Scientists fact-checked U.S. EPA Administrator Scott Pruitt’s congressional testimony on global warming in a paper published yesterday in the journal Nature Scientific Reports.
Benjamin Santer, an atmospheric scientist at the Lawrence Livermore National Laboratory whose work has made him a top target of people who deny human-caused climate change is happening, is the lead author of the hot-button paper.
It tests Pruitt’s claim, in written testimony to the Senate Environment and Public Works Committee, that "over the past two decades satellite data indicates there has been a leveling off of warming, which some scientists refer to as the ‘hiatus.’"
After looking at all possible 20-year periods of satellite records, then comparing them to larger trends in the climate system, the paper concludes Pruitt was wrong.
Its introduction even calls out Pruitt by name.
Santer said in an interview that getting the science right is "critically important," especially when it’s elevated to the level of formal congressional testimony. Rather than saying, "Trust me, I’m a scientist: Pruitt is wrong," a technique Santer called engaging in science by eminence of position, the eight researchers behind the paper "actually rolled up our sleeves to test the claims."
Santer’s co-authors are Susan Solomon, an atmospheric chemist at the Massachusetts Institute of Technology; fellow Lawrence Livermore National Laboratory scientists Stephen Po-Chedley, Jeffrey Painter and Céline Bonfils; Frank Wentz and Carl Mears of California-based Remote Sensing Systems; and Qiang Fu, a professor of atmospheric sciences at the University of Washington.
The paper also points to multiple peer-reviewed studies that have diminished the theory of a "pause" in global warming between 1998 and 2012 and shown stronger evidence of a "human fingerprint" on climate (Climatewire, May 4).
Part of the job
Amid increasingly heated debate about the role scientists should play in politics, Santer has been something of a lightning rod.
Seven weeks before the 2016 election, Santer helped organize an open letter to the public urging then-Republican presidential nominee Donald Trump and other GOP politicians not to advocate withdrawal from the Paris climate agreement. Hundreds of members of the National Academy of Sciences, including 30 Nobel Prize winners, signed on (Greenwire, Sept. 21, 2016).
Santer appeared on the Feb. 22 edition of NBC’s "Late Night with Seth Meyers," five days after the Senate confirmed Pruitt to head EPA, to talk about climate science. He stressed that he was speaking out as a private citizen — not an employee of the national lab.

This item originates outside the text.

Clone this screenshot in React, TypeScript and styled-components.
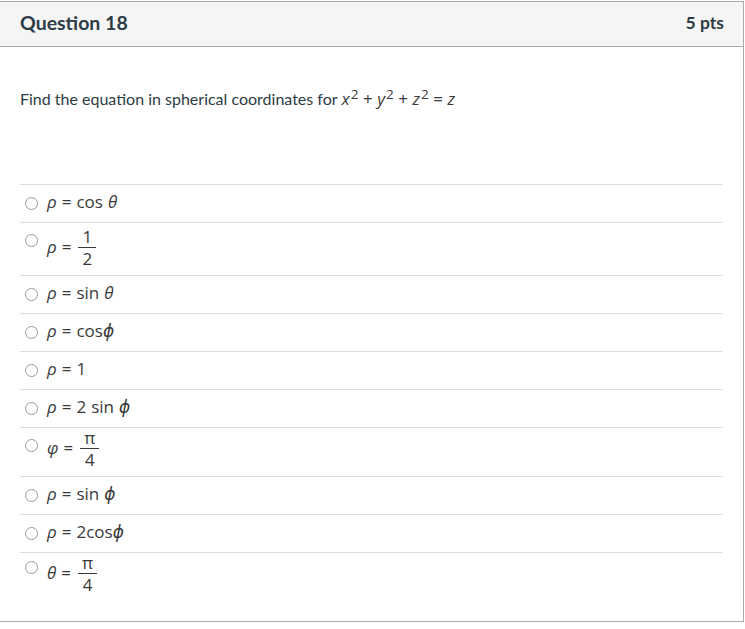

When Meyers asked why it was important for him to make that distinction, Santer said: "These are strange and unusual times, and it seems kind of important to talk about the science that we do, but I’m not sure how the folks who fund my research will feel about that, so it just seems kind of safer to do it this way."
Santer told E&E News that this new study, which identifies him as a research scientist in the lab’s Program for Climate Model Diagnosis and Intercomparison, is "not some stretch" but is part of his job responsibility.
"If you are paid to do technical work that is directly relevant to these issues, then, in my opinion, you have a responsibility to weigh in when work relative to your expertise is challenged, disputed or questioned," Santer said.
Pruitt has also been more outspoken about his beliefs on climate since the TV hit. His own March 9 television comments about carbon dioxide emissions’ link to climate change are now the subject of a review by EPA’s scientific integrity official and a lawsuit (Greenwire, April 13).
EPA did not respond to inquiries about the study by press time.